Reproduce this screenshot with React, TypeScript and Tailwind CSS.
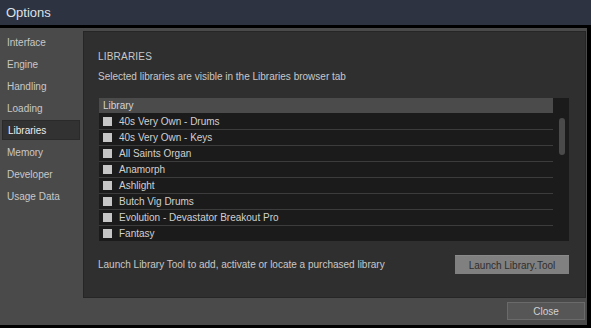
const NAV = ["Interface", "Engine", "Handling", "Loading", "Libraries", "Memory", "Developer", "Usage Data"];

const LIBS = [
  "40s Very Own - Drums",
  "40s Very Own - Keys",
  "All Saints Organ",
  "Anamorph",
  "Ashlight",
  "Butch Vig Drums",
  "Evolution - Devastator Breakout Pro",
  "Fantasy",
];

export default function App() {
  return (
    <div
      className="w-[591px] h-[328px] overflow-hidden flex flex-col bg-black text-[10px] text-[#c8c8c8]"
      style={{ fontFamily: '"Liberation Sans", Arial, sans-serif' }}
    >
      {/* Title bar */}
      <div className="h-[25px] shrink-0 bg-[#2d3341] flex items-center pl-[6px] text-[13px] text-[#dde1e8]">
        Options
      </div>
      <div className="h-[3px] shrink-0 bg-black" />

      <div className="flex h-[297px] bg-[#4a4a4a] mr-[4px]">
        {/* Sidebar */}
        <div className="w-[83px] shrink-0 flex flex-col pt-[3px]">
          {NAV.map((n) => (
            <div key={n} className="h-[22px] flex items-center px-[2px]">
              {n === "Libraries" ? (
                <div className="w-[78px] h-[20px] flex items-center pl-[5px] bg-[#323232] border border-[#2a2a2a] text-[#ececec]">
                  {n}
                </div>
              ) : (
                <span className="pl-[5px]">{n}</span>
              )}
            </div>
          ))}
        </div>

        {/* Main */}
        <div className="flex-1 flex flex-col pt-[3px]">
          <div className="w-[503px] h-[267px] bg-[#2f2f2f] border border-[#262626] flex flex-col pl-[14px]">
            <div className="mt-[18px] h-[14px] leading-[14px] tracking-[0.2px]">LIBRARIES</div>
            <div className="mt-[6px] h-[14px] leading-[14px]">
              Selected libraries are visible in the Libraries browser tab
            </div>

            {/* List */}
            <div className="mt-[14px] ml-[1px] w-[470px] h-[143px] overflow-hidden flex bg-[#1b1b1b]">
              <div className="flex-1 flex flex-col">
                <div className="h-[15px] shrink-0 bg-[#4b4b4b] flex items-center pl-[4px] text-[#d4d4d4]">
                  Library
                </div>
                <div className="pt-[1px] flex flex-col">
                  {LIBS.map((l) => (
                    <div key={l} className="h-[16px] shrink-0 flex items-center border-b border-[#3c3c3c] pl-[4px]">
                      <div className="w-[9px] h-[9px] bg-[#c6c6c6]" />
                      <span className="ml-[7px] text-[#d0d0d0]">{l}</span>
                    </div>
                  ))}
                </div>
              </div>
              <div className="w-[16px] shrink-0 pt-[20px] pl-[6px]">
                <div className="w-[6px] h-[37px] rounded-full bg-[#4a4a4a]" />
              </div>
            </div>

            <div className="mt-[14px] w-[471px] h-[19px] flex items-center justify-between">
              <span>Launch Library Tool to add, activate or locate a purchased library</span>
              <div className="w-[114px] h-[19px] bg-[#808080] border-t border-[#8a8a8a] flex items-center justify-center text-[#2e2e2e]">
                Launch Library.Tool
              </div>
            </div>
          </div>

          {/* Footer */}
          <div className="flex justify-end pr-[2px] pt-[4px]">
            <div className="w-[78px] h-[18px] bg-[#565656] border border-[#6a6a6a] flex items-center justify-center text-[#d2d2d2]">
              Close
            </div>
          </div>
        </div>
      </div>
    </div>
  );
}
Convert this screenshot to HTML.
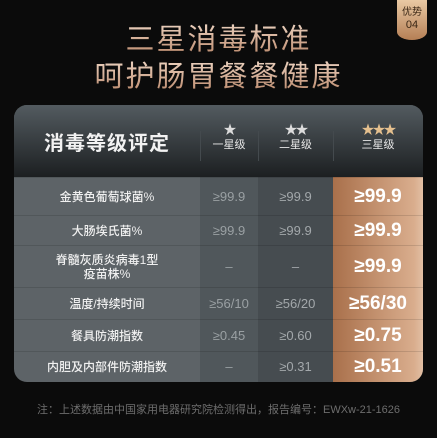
★ ★ ★ ★ ★
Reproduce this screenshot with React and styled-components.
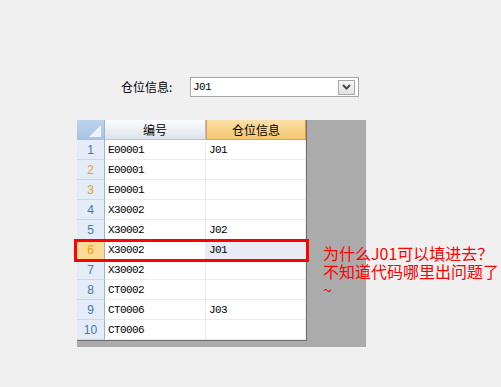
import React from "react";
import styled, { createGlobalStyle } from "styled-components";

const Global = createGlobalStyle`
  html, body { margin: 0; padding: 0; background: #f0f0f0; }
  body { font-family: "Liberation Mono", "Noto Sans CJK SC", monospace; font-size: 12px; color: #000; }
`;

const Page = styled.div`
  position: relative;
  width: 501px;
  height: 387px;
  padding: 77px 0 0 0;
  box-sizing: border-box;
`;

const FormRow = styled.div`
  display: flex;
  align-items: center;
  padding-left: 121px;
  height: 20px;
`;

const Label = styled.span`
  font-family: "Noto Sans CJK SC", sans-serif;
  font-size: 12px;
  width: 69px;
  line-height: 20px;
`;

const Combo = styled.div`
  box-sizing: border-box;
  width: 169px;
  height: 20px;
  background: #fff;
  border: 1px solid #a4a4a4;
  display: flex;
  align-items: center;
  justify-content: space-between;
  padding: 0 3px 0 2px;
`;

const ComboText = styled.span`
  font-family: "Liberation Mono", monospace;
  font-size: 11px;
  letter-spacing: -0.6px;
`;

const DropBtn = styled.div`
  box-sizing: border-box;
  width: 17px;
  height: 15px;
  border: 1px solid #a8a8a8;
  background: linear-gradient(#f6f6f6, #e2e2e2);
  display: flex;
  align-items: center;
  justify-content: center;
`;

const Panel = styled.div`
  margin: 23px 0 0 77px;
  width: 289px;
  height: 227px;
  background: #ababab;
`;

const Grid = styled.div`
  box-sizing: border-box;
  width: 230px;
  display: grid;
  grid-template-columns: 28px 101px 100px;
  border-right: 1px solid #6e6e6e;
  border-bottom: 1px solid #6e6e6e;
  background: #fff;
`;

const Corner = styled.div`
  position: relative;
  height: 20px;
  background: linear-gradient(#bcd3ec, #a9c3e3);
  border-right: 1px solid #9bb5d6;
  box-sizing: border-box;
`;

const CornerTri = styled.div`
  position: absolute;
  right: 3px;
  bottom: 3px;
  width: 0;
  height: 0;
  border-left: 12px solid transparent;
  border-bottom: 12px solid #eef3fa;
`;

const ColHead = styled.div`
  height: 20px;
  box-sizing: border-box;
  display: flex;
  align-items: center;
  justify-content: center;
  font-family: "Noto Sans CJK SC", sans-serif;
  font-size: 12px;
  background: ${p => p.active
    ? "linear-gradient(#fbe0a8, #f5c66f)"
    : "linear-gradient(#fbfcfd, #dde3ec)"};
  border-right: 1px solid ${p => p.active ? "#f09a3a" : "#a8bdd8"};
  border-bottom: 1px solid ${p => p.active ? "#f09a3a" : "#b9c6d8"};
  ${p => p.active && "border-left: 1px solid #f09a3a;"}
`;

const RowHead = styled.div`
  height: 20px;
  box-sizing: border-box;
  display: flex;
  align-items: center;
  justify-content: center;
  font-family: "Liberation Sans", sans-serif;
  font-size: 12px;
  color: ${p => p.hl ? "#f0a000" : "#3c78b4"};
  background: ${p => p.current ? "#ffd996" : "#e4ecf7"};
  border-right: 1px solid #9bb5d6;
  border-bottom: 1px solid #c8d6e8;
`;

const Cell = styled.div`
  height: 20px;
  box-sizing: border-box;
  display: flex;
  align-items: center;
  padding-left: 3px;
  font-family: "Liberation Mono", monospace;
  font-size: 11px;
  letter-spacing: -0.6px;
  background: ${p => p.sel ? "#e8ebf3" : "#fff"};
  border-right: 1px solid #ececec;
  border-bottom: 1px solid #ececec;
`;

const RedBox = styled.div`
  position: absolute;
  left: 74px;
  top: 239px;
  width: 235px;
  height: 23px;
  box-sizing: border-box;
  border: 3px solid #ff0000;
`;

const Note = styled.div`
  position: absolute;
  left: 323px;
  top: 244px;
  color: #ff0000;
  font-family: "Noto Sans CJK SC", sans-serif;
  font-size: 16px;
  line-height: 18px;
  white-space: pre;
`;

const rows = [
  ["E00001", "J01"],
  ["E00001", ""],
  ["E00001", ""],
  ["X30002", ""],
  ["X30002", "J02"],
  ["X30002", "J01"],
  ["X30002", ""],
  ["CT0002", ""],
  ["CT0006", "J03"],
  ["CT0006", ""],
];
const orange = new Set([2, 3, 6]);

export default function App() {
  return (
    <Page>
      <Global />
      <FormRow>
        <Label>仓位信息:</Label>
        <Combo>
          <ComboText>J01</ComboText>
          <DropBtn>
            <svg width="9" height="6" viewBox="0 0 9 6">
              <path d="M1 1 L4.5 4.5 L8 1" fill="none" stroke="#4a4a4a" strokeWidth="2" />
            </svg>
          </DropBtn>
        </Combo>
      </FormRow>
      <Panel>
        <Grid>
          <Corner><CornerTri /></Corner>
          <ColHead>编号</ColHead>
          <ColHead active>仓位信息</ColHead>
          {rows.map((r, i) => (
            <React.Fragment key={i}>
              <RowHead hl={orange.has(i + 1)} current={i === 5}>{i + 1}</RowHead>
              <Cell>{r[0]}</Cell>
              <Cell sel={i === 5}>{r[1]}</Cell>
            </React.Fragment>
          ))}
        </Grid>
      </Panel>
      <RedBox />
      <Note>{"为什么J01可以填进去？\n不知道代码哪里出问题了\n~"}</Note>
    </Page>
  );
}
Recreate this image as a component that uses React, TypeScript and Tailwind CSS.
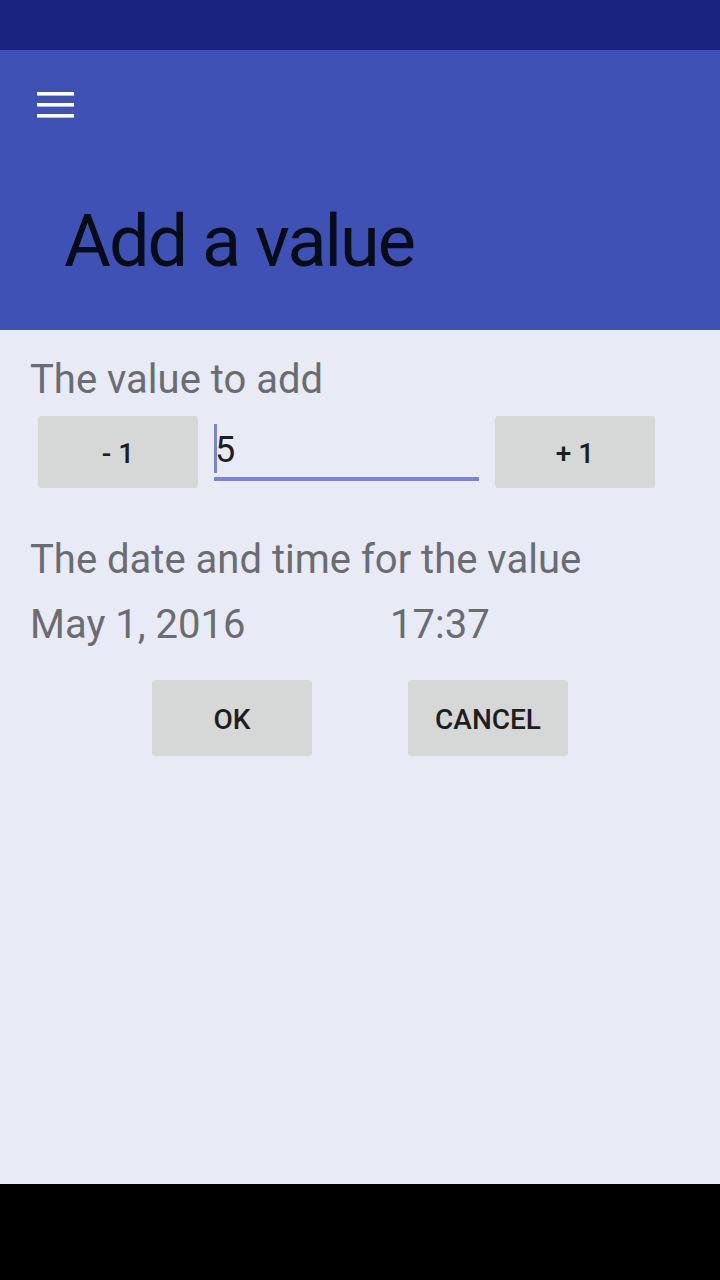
★ ★ ★ ★ ★
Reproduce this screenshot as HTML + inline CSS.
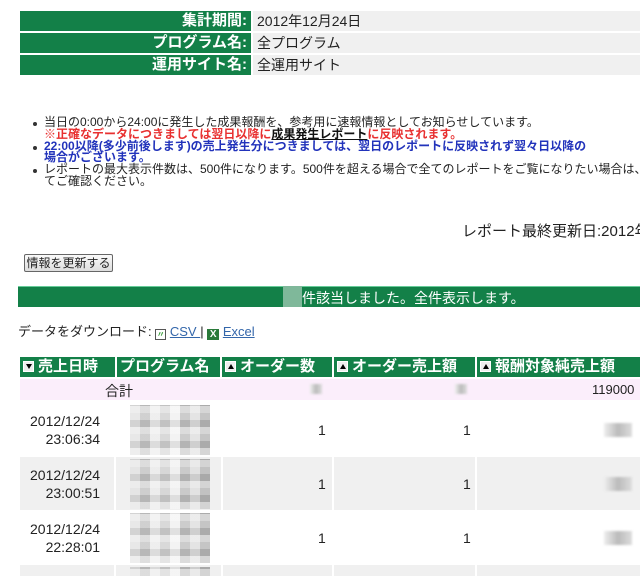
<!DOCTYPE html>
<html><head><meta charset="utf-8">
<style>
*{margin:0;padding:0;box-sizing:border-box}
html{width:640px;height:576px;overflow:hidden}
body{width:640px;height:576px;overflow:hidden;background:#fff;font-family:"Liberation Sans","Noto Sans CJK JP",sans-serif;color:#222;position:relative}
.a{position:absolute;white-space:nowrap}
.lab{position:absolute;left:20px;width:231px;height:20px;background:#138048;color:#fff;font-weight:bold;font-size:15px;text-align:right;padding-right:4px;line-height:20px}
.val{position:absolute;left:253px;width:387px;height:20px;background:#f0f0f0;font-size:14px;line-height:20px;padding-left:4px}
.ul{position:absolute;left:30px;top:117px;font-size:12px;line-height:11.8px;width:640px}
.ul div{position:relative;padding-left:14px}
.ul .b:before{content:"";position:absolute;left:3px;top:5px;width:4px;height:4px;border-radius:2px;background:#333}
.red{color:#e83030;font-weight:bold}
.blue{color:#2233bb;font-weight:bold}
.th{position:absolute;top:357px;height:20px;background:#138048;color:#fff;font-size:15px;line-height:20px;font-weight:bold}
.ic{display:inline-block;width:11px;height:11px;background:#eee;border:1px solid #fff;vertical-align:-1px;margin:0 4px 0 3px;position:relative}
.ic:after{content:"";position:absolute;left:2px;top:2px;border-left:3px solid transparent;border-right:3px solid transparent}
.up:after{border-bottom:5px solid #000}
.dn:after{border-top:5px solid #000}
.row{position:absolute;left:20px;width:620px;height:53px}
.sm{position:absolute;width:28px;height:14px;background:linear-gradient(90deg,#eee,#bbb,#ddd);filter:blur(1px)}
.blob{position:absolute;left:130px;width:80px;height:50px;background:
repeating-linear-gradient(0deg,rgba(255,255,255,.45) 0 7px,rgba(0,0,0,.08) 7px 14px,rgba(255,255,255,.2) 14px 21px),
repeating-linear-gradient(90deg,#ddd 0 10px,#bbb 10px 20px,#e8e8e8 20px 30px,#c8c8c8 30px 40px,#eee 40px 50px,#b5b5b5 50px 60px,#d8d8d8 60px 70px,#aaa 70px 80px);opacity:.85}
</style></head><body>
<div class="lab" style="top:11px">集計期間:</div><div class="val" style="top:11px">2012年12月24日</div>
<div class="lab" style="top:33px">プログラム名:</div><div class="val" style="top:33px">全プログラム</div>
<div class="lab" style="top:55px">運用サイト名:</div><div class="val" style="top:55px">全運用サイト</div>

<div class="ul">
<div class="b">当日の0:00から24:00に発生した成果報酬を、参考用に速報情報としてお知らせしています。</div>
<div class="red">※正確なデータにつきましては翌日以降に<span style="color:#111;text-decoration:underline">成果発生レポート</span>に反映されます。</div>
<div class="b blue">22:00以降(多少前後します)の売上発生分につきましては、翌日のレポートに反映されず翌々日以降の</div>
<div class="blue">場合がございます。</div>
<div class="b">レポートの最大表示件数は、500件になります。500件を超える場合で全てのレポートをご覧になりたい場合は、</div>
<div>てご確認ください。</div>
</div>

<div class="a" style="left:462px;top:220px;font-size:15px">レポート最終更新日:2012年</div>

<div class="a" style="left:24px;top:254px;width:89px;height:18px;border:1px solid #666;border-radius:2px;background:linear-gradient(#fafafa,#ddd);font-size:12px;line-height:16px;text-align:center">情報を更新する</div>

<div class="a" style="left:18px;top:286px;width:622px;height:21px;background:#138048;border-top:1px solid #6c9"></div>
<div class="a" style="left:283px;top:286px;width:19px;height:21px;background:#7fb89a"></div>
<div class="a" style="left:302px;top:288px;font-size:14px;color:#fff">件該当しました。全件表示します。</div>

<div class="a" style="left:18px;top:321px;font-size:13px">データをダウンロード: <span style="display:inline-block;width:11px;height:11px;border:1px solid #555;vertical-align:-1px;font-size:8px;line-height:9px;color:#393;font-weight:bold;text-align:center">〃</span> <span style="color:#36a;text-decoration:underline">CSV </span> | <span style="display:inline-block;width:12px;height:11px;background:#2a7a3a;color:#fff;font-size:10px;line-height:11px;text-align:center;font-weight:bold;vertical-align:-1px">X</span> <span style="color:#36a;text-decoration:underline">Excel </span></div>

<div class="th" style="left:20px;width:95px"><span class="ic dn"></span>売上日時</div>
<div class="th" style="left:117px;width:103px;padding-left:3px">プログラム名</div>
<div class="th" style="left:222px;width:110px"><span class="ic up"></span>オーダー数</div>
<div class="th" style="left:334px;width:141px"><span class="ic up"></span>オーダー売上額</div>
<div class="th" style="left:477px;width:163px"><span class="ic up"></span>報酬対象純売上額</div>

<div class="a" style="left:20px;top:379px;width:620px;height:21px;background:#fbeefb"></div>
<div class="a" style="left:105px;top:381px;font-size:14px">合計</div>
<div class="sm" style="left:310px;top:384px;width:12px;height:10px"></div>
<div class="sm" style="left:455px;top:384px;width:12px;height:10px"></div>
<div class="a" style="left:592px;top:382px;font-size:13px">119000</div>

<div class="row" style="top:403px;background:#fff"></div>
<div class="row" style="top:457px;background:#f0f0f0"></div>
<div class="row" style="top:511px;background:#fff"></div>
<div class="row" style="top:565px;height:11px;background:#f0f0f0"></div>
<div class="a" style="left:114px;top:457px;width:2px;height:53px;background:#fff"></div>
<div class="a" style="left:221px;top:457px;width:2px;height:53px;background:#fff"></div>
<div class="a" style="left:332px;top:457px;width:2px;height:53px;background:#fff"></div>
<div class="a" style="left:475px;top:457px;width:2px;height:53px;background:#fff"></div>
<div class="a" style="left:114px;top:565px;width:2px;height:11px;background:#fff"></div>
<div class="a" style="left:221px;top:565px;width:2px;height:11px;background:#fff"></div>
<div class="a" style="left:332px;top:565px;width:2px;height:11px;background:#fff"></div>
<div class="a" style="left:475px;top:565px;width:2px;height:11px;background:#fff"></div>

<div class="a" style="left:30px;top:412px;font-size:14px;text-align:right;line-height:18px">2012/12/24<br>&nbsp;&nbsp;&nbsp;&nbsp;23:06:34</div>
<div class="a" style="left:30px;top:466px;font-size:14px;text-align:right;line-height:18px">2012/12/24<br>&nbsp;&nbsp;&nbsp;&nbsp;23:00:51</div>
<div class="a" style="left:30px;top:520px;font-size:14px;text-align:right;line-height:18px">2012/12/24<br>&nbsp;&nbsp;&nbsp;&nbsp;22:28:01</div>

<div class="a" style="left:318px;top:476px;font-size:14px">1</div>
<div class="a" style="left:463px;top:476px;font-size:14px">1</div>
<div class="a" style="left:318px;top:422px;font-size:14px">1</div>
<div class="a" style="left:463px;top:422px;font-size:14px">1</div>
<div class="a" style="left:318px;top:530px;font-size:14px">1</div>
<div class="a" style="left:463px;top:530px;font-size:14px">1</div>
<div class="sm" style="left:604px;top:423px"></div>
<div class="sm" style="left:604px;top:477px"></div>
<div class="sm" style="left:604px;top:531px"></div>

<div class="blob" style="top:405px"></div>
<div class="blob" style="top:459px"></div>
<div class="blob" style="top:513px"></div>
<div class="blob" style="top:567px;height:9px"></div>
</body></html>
★ ★ ★ ★ ★
**TASK DESCRIPTION**. Scan the entries above. Copy each line that has the string "with".

**ANSWER TO THE TASK**.
Reproduce this screenshot with React, TypeScript and Tailwind CSS.
Reproduce this screenshot with React and styled-components.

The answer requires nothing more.